*Exercise aim*. Starting with the first line of the data below, copy each line up to and including the one containing "const subTabs = ['Kimlik". Pictures stay out.
▶
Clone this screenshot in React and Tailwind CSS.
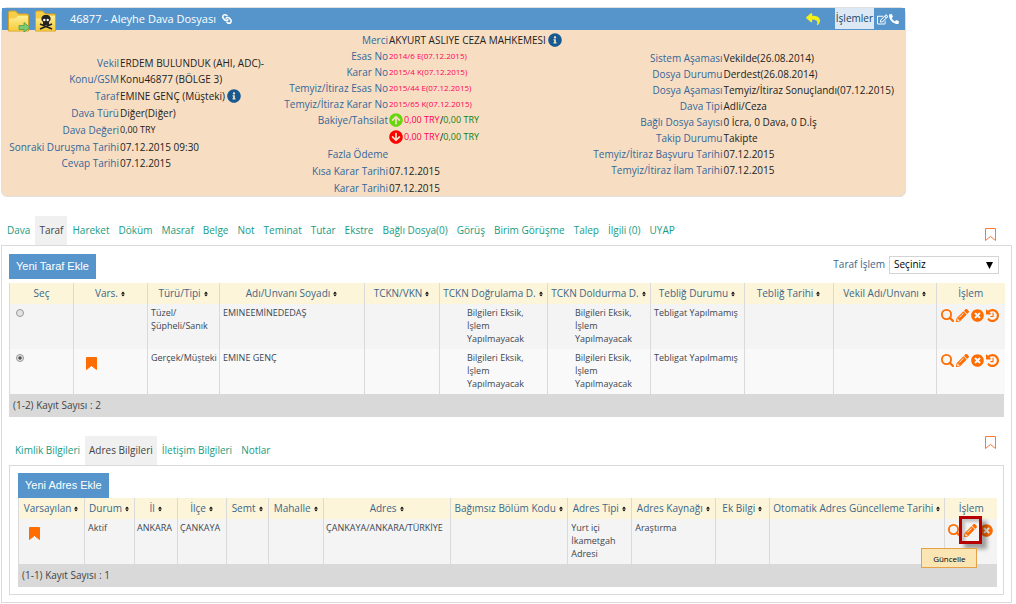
import React, { useState } from 'react';
import {
  FaLink,
  FaInfoCircle,
  FaArrowCircleUp,
  FaArrowCircleDown,
  FaReply,
  FaPhoneAlt,
  FaRegEdit,
  FaPencilAlt,
  FaTimesCircle,
  FaSort
} from 'react-icons/fa';

const mainTabs = [
  'Dava', 'Taraf', 'Hareket', 'Döküm', 'Masraf', 'Belge', 'Not', 'Teminat', 'Tutar', 'Ekstre',
  'Bağlı Dosya(0)', 'Görüş', 'Birim Görüşme', 'Talep', 'İlgili (0)', 'UYAP'
];
const subTabs = ['Kimlik Bilgileri', 'Adres Bilgileri', 'İletişim Bilgileri', 'Notlar'];

const partyColumns = [
  { label: 'Seç', width: 'w-[64px]' },
  { label: 'Vars.', sort: true, width: 'w-[74px]' },
  { label: 'Türü/Tipi', sort: true, width: 'w-[72px]' },
  { label: 'Adı/Unvanı Soyadı', sort: true, width: 'w-[145px]' },
  { label: 'TCKN/VKN', sort: true, width: 'w-[75px]' },
  { label: 'TCKN Doğrulama D.', sort: true, width: 'w-[108px]' },
  { label: 'TCKN Doldurma D.', sort: true, width: 'w-[103px]' },
  { label: 'Tebliğ Durumu', sort: true, width: 'w-[94px]' },
  { label: 'Tebliğ Tarihi', sort: true, width: 'w-[89px]' },
  { label: 'Vekil Adı/Unvanı', sort: true, width: 'w-[103px]' },
  { label: 'İşlem', width: 'w-[68px]' }
];

const addressColumns = [
  { label: 'Varsayılan', sort: true, width: 'w-[66px]' },
  { label: 'Durum', sort: true, width: 'w-[50px]' },
  { label: 'İl', sort: true, width: 'w-[43px]' },
  { label: 'İlçe', sort: true, width: 'w-[49px]' },
  { label: 'Semt', sort: true, width: 'w-[42px]' },
  { label: 'Mahalle', sort: true, width: 'w-[55px]' },
  { label: 'Adres', sort: true, width: 'w-[127px]' },
  { label: 'Bağımsız Bölüm Kodu', sort: true, width: 'w-[117px]' },
  { label: 'Adres Tipi', sort: true, width: 'w-[64px]' },
  { label: 'Adres Kaynağı', sort: true, width: 'w-[84px]' },
  { label: 'Ek Bilgi', sort: true, width: 'w-[54px]' },
  { label: 'Otomatik Adres Güncelleme Tarihi', sort: true, width: 'w-[175px]' },
  { label: 'İşlem', width: 'w-[52px]' }
];

const parties = [
  { id: 1, type: ['Tüzel/', 'Şüpheli/Sanık'], name: 'EMINEEMİNEDEDAŞ', isDefault: false },
  { id: 2, type: ['Gerçek/Müşteki'], name: 'EMINE GENÇ', isDefault: true }
];

const FolderIcon = ({ children }) => (
  <svg viewBox="0 0 24 24" className="size-6 shrink-0" aria-hidden="true">
    <defs>
      <linearGradient id="folderFill" x1="0" y1="0" x2="0" y2="1">
        <stop offset="0" stopColor="#ffee94" />
        <stop offset="1" stopColor="#f6cb38" />
      </linearGradient>
    </defs>
    <path d="M1.5 23V4.500Q1.5 3 3 3H8.500L11.500 6H20Q21.500 6 21.500 7.500V23Z" fill="#f5cd48" stroke="#d8a021" />
    <path d="M2 22.500V10.500H8L11 8H21V22.500Z" fill="url(#folderFill)" />
    {children}
  </svg>
);

const SearchIcon = ({ className }) => (
  <svg viewBox="0 0 13 13" className={className} fill="none" stroke="currentColor" aria-hidden="true">
    <circle cx="5.500" cy="5.500" r="4.600" strokeWidth="1.800" />
    <path d="M8.900 8.900L12 12" strokeWidth="2.200" strokeLinecap="round" />
  </svg>
);

const HistoryIcon = ({ className }) => (
  <svg viewBox="0 0 1536 1536" className={className} fill="currentColor" aria-hidden="true">
    <path
      transform="translate(0 1408) scale(1 -1)"
      d="M1536 640q0-156-61-298t-164-245-245-164-298-61q-172 0-327 72.500T177 149q-7 10-6.500 22.500t8.500 20.500l137 138q10 9 25 9 16-2 23-12 73-95 179-147t225-52q104 0 198.500 40.500t163.500 109.500 109.500 163.500 40.500 198.500-40.500 198.500-109.500 163.500-163.500 109.500-198.500 40.500q-98 0-188-35.500t-160-101.500l137-138q31-30 14-69-17-40-59-40H64q-26 0-45 19T0 832v448q0 42 40 59 39 17 69-14l130-129q107 101 244.500 156.500T768 1408q156 0 298-61t245-164 164-245 61-298zM896 928V480q0-14-9-23t-23-9H544q-14 0-23 9t-9 23v64q0 14 9 23t23 9h224v352q0 14 9 23t23 9h64q14 0 23-9t9-23z"
    />
  </svg>
);

const Bookmark = ({ filled }) => (
  <svg
    viewBox="0 0 11 13"
    className="block h-[13px] w-[11px]"
    fill={filled ? '#ff6c00' : 'none'}
    stroke={filled ? '#ff6c00' : '#ff7733'}
    aria-hidden="true"
  >
    <path d="M.5 .5H10.500V12.500L5.500 8.500L.5 12.500Z" />
  </svg>
);

const Info = () => (
  <button type="button" aria-label="Bilgi" className="ml-0.5 text-[#175a92]">
    <FaInfoCircle className="size-3.5" />
  </button>
);

const Row = ({ label, tall, children }) => (
  <div className={`flex items-center text-[10px] whitespace-nowrap ${tall ? 'h-[18px]' : 'h-4'}`}>
    <dt className="w-1/2 shrink-0 text-right text-[#336699]">{label}</dt>
    <dd className="flex items-center pl-px text-[#222]">{children}</dd>
  </div>
);

const Red = ({ children }) => <span className="text-[8px] text-[#ff0055]">{children}</span>;

const Amount = ({ icon }) => (
  <>
    {icon}
    <span className="text-[9px] text-[#ff0055]">0,00 TRY</span>
    <span>/</span>
    <span className="text-[9px] text-[#118011]">0,00 TRY</span>
  </>
);

const Tabs = ({ items, active, onSelect }) => (
  <div role="tablist" className="flex gap-px pl-0.5">
    {items.map((item) => (
      <button
        key={item}
        type="button"
        role="tab"
        aria-selected={item === active}
        onClick={() => onSelect(item)}
        className={`h-[29px] px-1 text-[10px] whitespace-nowrap ${
          item === active ? 'bg-[#f0f0f0] text-[#444]' : 'text-[#169b82]'
        }`}
      >
        {item}
      </button>
    ))}
  </div>
);

const BookmarkButton = () => (
  <button type="button" aria-label="Yer imi" className="block">
    <Bookmark />
  </button>
);

const AddButton = ({ children }) => (
  <button
    type="button"
    className="block h-[25px] bg-[#5595cb] px-[7px] font-['Liberation_Sans',sans-serif] text-[11px] whitespace-nowrap text-white"
  >
    {children}
  </button>
);

const TableHead = ({ columns }) => (
  <thead>
    <tr className="h-[21px] bg-[#fcf5da]">
      {columns.map(({ label, sort, width }) => (
        <th
          key={label}
          className={`${width} border-l border-[#dadada] p-0 text-center text-[10px] font-normal whitespace-nowrap text-[#3d6688]`}
        >
          {label}
          {sort && <FaSort className="ml-0.5 inline size-1.5 text-black" />}
        </th>
      ))}
    </tr>
  </thead>
);

const Cell = ({ children, className = 'px-[3px]' }) => (
  <td className={`border-l border-[#dadada] pt-0.5 align-top text-[9px] leading-[13px] text-[#3c4650] ${className}`}>
    {children}
  </td>
);

const Count = ({ children }) => (
  <div className="flex h-[23px] items-center bg-[#d9d9d9] px-1 text-[10px] text-[#444]">{children}</div>
);

const Action = ({ label, icon: Icon }) => (
  <button type="button" aria-label={label} className="block text-[#ff6c00]">
    <Icon className="size-[13px]" />
  </button>
);

const CheckMessage = () => (
  <>
    Bilgileri Eksik,
    <br />
    İşlem
    <br />
    Yapılmayacak
  </>
);

const App = () => {
  const [tab, setTab] = useState('Taraf');
  const [subTab, setSubTab] = useState('Adres Bilgileri');
  const [selected, setSelected] = useState(2);

  return (
    <div className="min-h-screen bg-white pr-1 pl-px font-['Open_Sans',sans-serif]">
      {/* Case summary */}
      <section className="mt-[7px] w-[905px] max-w-full rounded-md border border-[#e0e0e0] bg-[#f7dec3]">
        <header className="flex h-[22px] items-center bg-[#5595cb] text-white">
          <div className="flex gap-[3px] self-start pl-[5px]">
            <FolderIcon>
              <path d="M12 17.500H17V14.500L23 19.500L17 24V21.500H12Z" fill="#7cc873" stroke="#4f9d50" strokeWidth=".8" />
            </FolderIcon>
            <FolderIcon>
              <path d="M6 16L18 21M18 16L6 21" stroke="#222" strokeWidth="1.800" />
              <path d="M12 7C8.500 7 7 9 7.500 12L9 14V17H15V14L16.500 12C17 9 15.500 7 12 7Z" fill="#222" />
              <circle cx="10.300" cy="12" r="1.200" fill="#fff" />
              <circle cx="13.700" cy="12" r="1.200" fill="#fff" />
            </FolderIcon>
          </div>
          <h1 className="ml-3 text-[11px] font-medium whitespace-nowrap">46877 - Aleyhe Dava Dosyası</h1>
          <FaLink className="ml-1.5 size-2.5 rotate-90" />
          <div className="ml-auto flex h-full items-center">
            <button type="button" aria-label="Geri" className="mr-[15px] text-[#f4ef16]">
              <FaReply className="size-3.5" />
            </button>
            <button
              type="button"
              className="h-[21px] self-start bg-[#dce9f5] px-px text-[10px] font-medium text-[#174466]"
            >
              İşlemler
            </button>
            <button type="button" aria-label="Düzenle" className="ml-[3px]">
              <FaRegEdit className="size-[11px]" />
            </button>
            <button type="button" aria-label="Ara" className="mr-[6px] ml-px">
              <FaPhoneAlt className="size-2.5" />
            </button>
          </div>
        </header>
        <div className="flex h-[166px]">
          <dl className="w-[234px] pt-[25px]">
            <Row label="Vekil">ERDEM BULUNDUK (AHI, ADC)-</Row>
            <Row label="Konu/GSM">Konu46877 (BÖLGE 3)</Row>
            <Row label="Taraf" tall>EMINE GENÇ (Müşteki)<Info /></Row>
            <Row label="Dava Türü">Diğer(Diğer)</Row>
            <Row label="Dava Değeri" tall><span className="text-[9px]">0,00 TRY</span></Row>
            <Row label="Sonraki Duruşma Tarihi">07.12.2015 09:30</Row>
            <Row label="Cevap Tarihi">07.12.2015</Row>
          </dl>
          <dl className="w-[304px] pt-[2px]">
            <Row label="Merci">AKYURT ASLIYE CEZA MAHKEMESI<Info /></Row>
            <Row label="Esas No"><Red>2014/6 E(07.12.2015)</Red></Row>
            <Row label="Karar No"><Red>2015/4 K(07.12.2015)</Red></Row>
            <Row label="Temyiz/İtiraz Esas No"><Red>2015/44 E(07.12.2015)</Red></Row>
            <Row label="Temyiz/İtiraz Karar No"><Red>2015/65 K(07.12.2015)</Red></Row>
            <Row label="Bakiye/Tahsilat">
              <Amount icon={<FaArrowCircleUp className="mr-px size-3.5 text-[#66d60f]" />} />
            </Row>
            <Row label="" tall>
              <Amount icon={<FaArrowCircleDown className="mr-px size-3.5 text-[#ff0000]" />} />
            </Row>
            <Row label="Fazla Ödeme" />
            <Row label="Kısa Karar Tarihi" tall>07.12.2015</Row>
            <Row label="Karar Tarihi">07.12.2015</Row>
          </dl>
          <dl className="flex-1 pt-5">
            <Row label="Sistem Aşaması">Vekilde(26.08.2014)</Row>
            <Row label="Dosya Durumu">Derdest(26.08.2014)</Row>
            <Row label="Dosya Aşaması">Temyiz/İtiraz Sonuçlandı(07.12.2015)</Row>
            <Row label="Dava Tipi">Adli/Ceza</Row>
            <Row label="Bağlı Dosya Sayısı">0 İcra, 0 Dava, 0 D.İş</Row>
            <Row label="Takip Durumu">Takipte</Row>
            <Row label="Temyiz/İtiraz Başvuru Tarihi">07.12.2015</Row>
            <Row label="Temyiz/İtiraz İlam Tarihi">07.12.2015</Row>
          </dl>
        </div>
      </section>

      <div className="mt-[19px] flex items-center justify-between pr-4">
        <Tabs items={mainTabs} active={tab} onSelect={setTab} />
        <div className="pt-[7px]">
          <BookmarkButton />
        </div>
      </div>

      {/* Parties */}
      <main className="border border-[#dadada] px-[7px] pt-2 pb-[7px]">
        <div className="flex items-center justify-between">
          <AddButton>Yeni Taraf Ekle</AddButton>
          <div className="flex items-center gap-1 pr-[5px] pb-1 text-[10px] text-[#3d6688]">
            <label htmlFor="partyAction">Taraf İşlem</label>
            <div className="relative">
              <select
                id="partyAction"
                className="block h-[18px] w-[110px] appearance-none border border-[#d4d4d4] bg-white px-1 text-black"
              >
                <option>Seçiniz</option>
              </select>
              <svg viewBox="0 0 7 7" className="pointer-events-none absolute top-1.5 right-1.5 size-[7px]" aria-hidden="true">
                <path d="M0 0H7L3.500 7Z" />
              </svg>
            </div>
          </div>
        </div>
        <table className="mt-1 w-full table-fixed">
          <TableHead columns={partyColumns} />
          <tbody>
            {parties.map((party) => (
              <tr key={party.id} className="h-[45px] odd:bg-[#f4f4f4] even:bg-[#f9f9f9]">
                <Cell className="px-[6px]">
                  <input
                    type="radio"
                    name="party"
                    aria-label={party.name}
                    checked={selected === party.id}
                    onChange={() => setSelected(party.id)}
                    className="mt-[3px] block size-2 appearance-none rounded-full border border-[#999] bg-[#e2e2e2] checked:bg-[radial-gradient(circle,#555_30%,#e2e2e2_50%)]"
                  />
                </Cell>
                <Cell className="px-3">
                  {party.isDefault && <div className="pt-1.5"><Bookmark filled /></div>}
                </Cell>
                <Cell>{party.type.map((line) => <div key={line}>{line}</div>)}</Cell>
                <Cell>{party.name}</Cell>
                <Cell />
                <Cell className="pl-[27px]"><CheckMessage /></Cell>
                <Cell className="pl-[27px]"><CheckMessage /></Cell>
                <Cell>Tebligat Yapılmamış</Cell>
                <Cell />
                <Cell />
                <Cell>
                  <div className="flex gap-0.5 pt-[3px] pl-px">
                    <Action label="Görüntüle" icon={SearchIcon} />
                    <Action label="Güncelle" icon={FaPencilAlt} />
                    <Action label="Sil" icon={FaTimesCircle} />
                    <Action label="Geçmiş" icon={HistoryIcon} />
                  </div>
                </Cell>
              </tr>
            ))}
          </tbody>
        </table>
        <Count>(1-2) Kayıt Sayısı : 2</Count>

        <div className="mt-[19px] flex items-start justify-between pr-2">
          <Tabs items={subTabs} active={subTab} onSelect={setSubTab} />
          <BookmarkButton />
        </div>

        {/* Addresses */}
        <section className="border border-[#dadada] pt-[7px] pr-[6px] pb-[7px] pl-2">
          <AddButton>Yeni Adres Ekle</AddButton>
          <table className="w-full table-fixed">
            <TableHead columns={addressColumns} />
            <tbody>
              <tr className="h-[45px] bg-[#f4f4f4]">
                <Cell className="px-[10px]"><div className="pt-1.5"><Bookmark filled /></div></Cell>
                <Cell>Aktif</Cell>
                <Cell className="px-[2px]">ANKARA</Cell>
                <Cell className="px-[2px]">ÇANKAYA</Cell>
                <Cell />
                <Cell />
                <Cell className="px-[2px]">ÇANKAYA/ANKARA/TÜRKİYE</Cell>
                <Cell />
                <Cell>Yurt içi<br />İkametgah<br />Adresi</Cell>
                <Cell>Araştırma</Cell>
                <Cell />
                <Cell />
                <Cell>
                  <div className="flex gap-[3px] pt-[3px]">
                    <Action label="Görüntüle" icon={SearchIcon} />
                    <div className="relative z-10">
                      <Action label="Güncelle" icon={FaPencilAlt} />
                      <div className="pointer-events-none absolute -top-2 -left-[5px] h-7 w-[23px] border-[3px] border-[#b80000] shadow-[5px_5px_4px_rgba(0,0,0,0.35),inset_3px_3px_3px_rgba(0,0,0,0.2)]" />
                      <div
                        role="tooltip"
                        className="absolute top-6 -left-[43px] flex h-5 w-14 items-center justify-center border border-[#e5a04a] bg-[#fbe5b3] text-[8px] text-black"
                      >
                        Güncelle
                      </div>
                    </div>
                    <Action label="Sil" icon={FaTimesCircle} />
                  </div>
                </Cell>
              </tr>
            </tbody>
          </table>
          <Count>(1-1) Kayıt Sayısı : 1</Count>
        </section>
      </main>
    </div>
  );
};

export default App;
◀
*Answer in full*.
Clone this screenshot in React and Tailwind CSS.
import React, { useState } from 'react';
import {
  FaLink,
  FaInfoCircle,
  FaArrowCircleUp,
  FaArrowCircleDown,
  FaReply,
  FaPhoneAlt,
  FaRegEdit,
  FaPencilAlt,
  FaTimesCircle,
  FaSort
} from 'react-icons/fa';

const mainTabs = [
  'Dava', 'Taraf', 'Hareket', 'Döküm', 'Masraf', 'Belge', 'Not', 'Teminat', 'Tutar', 'Ekstre',
  'Bağlı Dosya(0)', 'Görüş', 'Birim Görüşme', 'Talep', 'İlgili (0)', 'UYAP'
];
const subTabs = ['Kimlik Bilgileri', 'Adres Bilgileri', 'İletişim Bilgileri', 'Notlar'];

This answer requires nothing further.